**Exercise instructions**
Restate the data word for word and leave the images out.

**Recorded data**
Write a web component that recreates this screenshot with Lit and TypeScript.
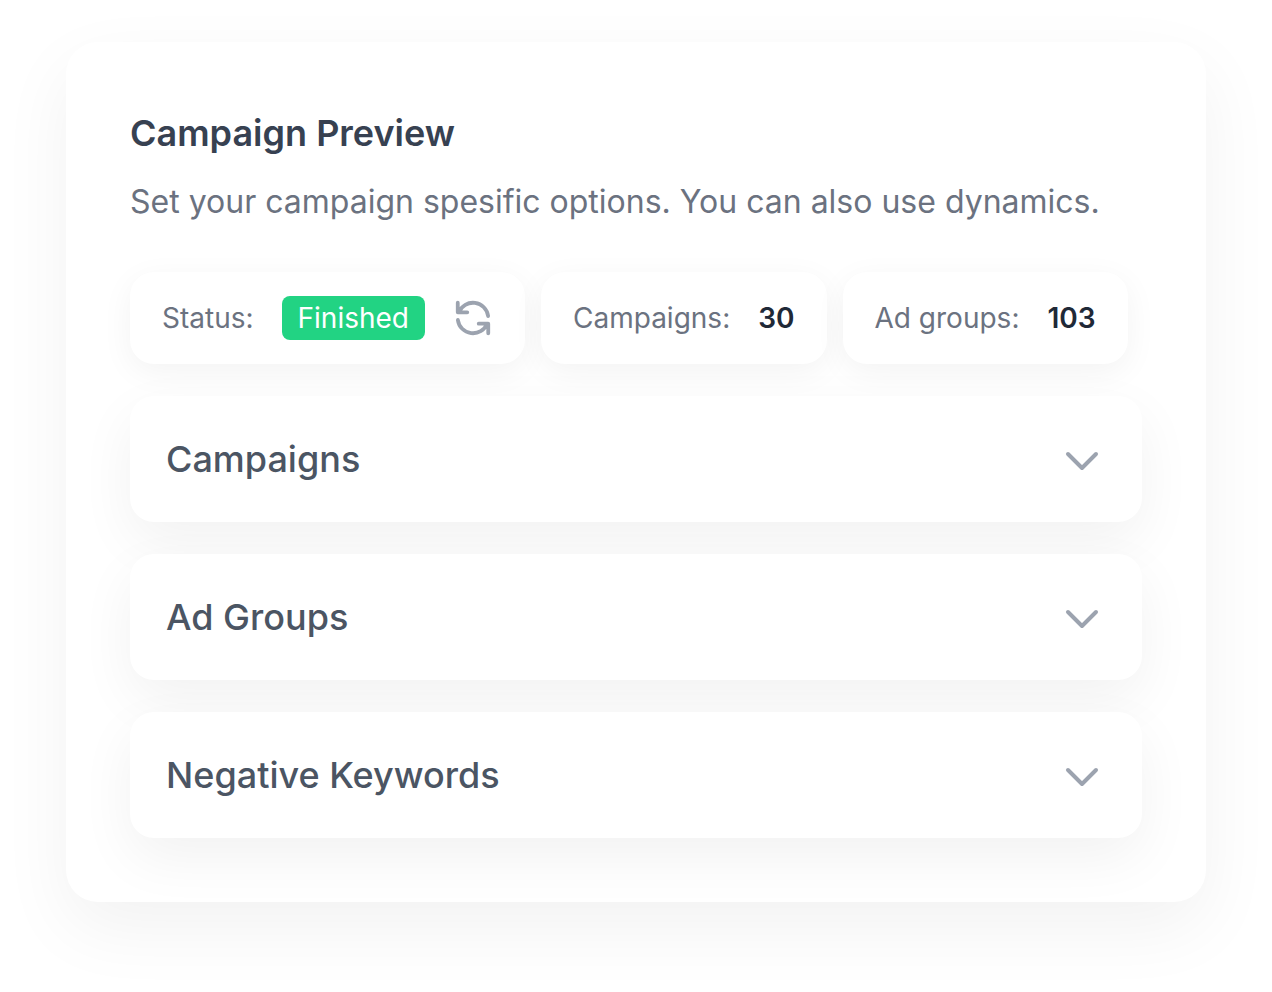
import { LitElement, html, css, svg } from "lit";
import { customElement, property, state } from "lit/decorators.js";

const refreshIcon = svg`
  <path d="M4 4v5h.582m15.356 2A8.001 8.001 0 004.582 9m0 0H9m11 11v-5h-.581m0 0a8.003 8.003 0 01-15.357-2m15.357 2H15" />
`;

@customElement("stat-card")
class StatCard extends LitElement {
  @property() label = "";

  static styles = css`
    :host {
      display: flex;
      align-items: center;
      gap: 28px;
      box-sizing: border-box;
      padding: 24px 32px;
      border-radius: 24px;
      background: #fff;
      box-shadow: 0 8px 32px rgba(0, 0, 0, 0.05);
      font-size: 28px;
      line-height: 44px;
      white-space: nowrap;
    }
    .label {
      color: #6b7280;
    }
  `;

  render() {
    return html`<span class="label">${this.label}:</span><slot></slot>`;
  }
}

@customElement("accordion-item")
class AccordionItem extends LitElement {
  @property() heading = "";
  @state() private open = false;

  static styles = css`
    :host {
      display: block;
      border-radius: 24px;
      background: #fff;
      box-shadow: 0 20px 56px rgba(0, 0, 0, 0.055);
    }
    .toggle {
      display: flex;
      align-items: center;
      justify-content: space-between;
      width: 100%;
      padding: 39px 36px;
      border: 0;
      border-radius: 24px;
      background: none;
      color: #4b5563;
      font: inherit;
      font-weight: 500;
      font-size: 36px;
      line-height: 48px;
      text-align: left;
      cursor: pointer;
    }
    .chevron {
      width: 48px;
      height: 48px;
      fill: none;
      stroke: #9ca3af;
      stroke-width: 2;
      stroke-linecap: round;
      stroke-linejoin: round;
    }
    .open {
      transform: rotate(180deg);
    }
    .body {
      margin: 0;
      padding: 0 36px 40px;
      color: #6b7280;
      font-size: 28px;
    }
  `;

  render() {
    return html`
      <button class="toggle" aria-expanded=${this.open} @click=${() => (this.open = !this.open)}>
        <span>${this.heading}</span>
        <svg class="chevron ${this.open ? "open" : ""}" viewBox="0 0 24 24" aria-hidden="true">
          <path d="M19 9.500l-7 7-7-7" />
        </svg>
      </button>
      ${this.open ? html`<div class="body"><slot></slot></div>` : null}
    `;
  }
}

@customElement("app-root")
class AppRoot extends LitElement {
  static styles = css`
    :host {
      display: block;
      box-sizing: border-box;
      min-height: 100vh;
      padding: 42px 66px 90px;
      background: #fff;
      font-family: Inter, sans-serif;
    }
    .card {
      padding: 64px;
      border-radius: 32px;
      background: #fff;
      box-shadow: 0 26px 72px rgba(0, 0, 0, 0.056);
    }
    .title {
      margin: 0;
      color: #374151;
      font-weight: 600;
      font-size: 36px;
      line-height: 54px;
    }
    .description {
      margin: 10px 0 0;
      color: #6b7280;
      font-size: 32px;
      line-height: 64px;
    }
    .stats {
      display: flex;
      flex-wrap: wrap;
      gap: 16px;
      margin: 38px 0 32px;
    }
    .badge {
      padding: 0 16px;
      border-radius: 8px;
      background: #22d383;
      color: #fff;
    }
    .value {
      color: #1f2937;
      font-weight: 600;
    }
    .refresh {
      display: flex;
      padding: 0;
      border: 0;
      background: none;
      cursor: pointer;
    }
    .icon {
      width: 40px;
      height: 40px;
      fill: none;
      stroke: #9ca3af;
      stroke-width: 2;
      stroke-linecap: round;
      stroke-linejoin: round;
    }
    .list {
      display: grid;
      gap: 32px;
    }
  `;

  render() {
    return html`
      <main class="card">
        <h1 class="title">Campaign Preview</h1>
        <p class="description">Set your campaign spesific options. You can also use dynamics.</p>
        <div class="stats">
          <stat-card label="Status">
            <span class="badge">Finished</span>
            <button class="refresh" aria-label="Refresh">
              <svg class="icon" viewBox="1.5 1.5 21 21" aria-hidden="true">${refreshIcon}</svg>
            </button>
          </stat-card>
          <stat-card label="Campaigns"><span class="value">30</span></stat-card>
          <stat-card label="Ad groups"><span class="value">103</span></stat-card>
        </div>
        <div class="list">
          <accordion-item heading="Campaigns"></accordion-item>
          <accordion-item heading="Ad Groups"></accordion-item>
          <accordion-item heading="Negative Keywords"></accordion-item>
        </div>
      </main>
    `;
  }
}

**Full answer**
Write a web component that recreates this screenshot with Lit and TypeScript.
import { LitElement, html, css, svg } from "lit";
import { customElement, property, state } from "lit/decorators.js";

const refreshIcon = svg`
  <path d="M4 4v5h.582m15.356 2A8.001 8.001 0 004.582 9m0 0H9m11 11v-5h-.581m0 0a8.003 8.003 0 01-15.357-2m15.357 2H15" />
`;

@customElement("stat-card")
class StatCard extends LitElement {
  @property() label = "";

  static styles = css`
    :host {
      display: flex;
      align-items: center;
      gap: 28px;
      box-sizing: border-box;
      padding: 24px 32px;
      border-radius: 24px;
      background: #fff;
      box-shadow: 0 8px 32px rgba(0, 0, 0, 0.05);
      font-size: 28px;
      line-height: 44px;
      white-space: nowrap;
    }
    .label {
      color: #6b7280;
    }
  `;

  render() {
    return html`<span class="label">${this.label}:</span><slot></slot>`;
  }
}

@customElement("accordion-item")
class AccordionItem extends LitElement {
  @property() heading = "";
  @state() private open = false;

  static styles = css`
    :host {
      display: block;
      border-radius: 24px;
      background: #fff;
      box-shadow: 0 20px 56px rgba(0, 0, 0, 0.055);
    }
    .toggle {
      display: flex;
      align-items: center;
      justify-content: space-between;
      width: 100%;
      padding: 39px 36px;
      border: 0;
      border-radius: 24px;
      background: none;
      color: #4b5563;
      font: inherit;
      font-weight: 500;
      font-size: 36px;
      line-height: 48px;
      text-align: left;
      cursor: pointer;
    }
    .chevron {
      width: 48px;
      height: 48px;
      fill: none;
      stroke: #9ca3af;
      stroke-width: 2;
      stroke-linecap: round;
      stroke-linejoin: round;
    }
    .open {
      transform: rotate(180deg);
    }
    .body {
      margin: 0;
      padding: 0 36px 40px;
      color: #6b7280;
      font-size: 28px;
    }
  `;

  render() {
    return html`
      <button class="toggle" aria-expanded=${this.open} @click=${() => (this.open = !this.open)}>
        <span>${this.heading}</span>
        <svg class="chevron ${this.open ? "open" : ""}" viewBox="0 0 24 24" aria-hidden="true">
          <path d="M19 9.500l-7 7-7-7" />
        </svg>
      </button>
      ${this.open ? html`<div class="body"><slot></slot></div>` : null}
    `;
  }
}

@customElement("app-root")
class AppRoot extends LitElement {
  static styles = css`
    :host {
      display: block;
      box-sizing: border-box;
      min-height: 100vh;
      padding: 42px 66px 90px;
      background: #fff;
      font-family: Inter, sans-serif;
    }
    .card {
      padding: 64px;
      border-radius: 32px;
      background: #fff;
      box-shadow: 0 26px 72px rgba(0, 0, 0, 0.056);
    }
    .title {
      margin: 0;
      color: #374151;
      font-weight: 600;
      font-size: 36px;
      line-height: 54px;
    }
    .description {
      margin: 10px 0 0;
      color: #6b7280;
      font-size: 32px;
      line-height: 64px;
    }
    .stats {
      display: flex;
      flex-wrap: wrap;
      gap: 16px;
      margin: 38px 0 32px;
    }
    .badge {
      padding: 0 16px;
      border-radius: 8px;
      background: #22d383;
      color: #fff;
    }
    .value {
      color: #1f2937;
      font-weight: 600;
    }
    .refresh {
      display: flex;
      padding: 0;
      border: 0;
      background: none;
      cursor: pointer;
    }
    .icon {
      width: 40px;
      height: 40px;
      fill: none;
      stroke: #9ca3af;
      stroke-width: 2;
      stroke-linecap: round;
      stroke-linejoin: round;
    }
    .list {
      display: grid;
      gap: 32px;
    }
  `;

  render() {
    return html`
      <main class="card">
        <h1 class="title">Campaign Preview</h1>
        <p class="description">Set your campaign spesific options. You can also use dynamics.</p>
        <div class="stats">
          <stat-card label="Status">
            <span class="badge">Finished</span>
            <button class="refresh" aria-label="Refresh">
              <svg class="icon" viewBox="1.5 1.5 21 21" aria-hidden="true">${refreshIcon}</svg>
            </button>
          </stat-card>
          <stat-card label="Campaigns"><span class="value">30</span></stat-card>
          <stat-card label="Ad groups"><span class="value">103</span></stat-card>
        </div>
        <div class="list">
          <accordion-item heading="Campaigns"></accordion-item>
          <accordion-item heading="Ad Groups"></accordion-item>
          <accordion-item heading="Negative Keywords"></accordion-item>
        </div>
      </main>
    `;
  }
}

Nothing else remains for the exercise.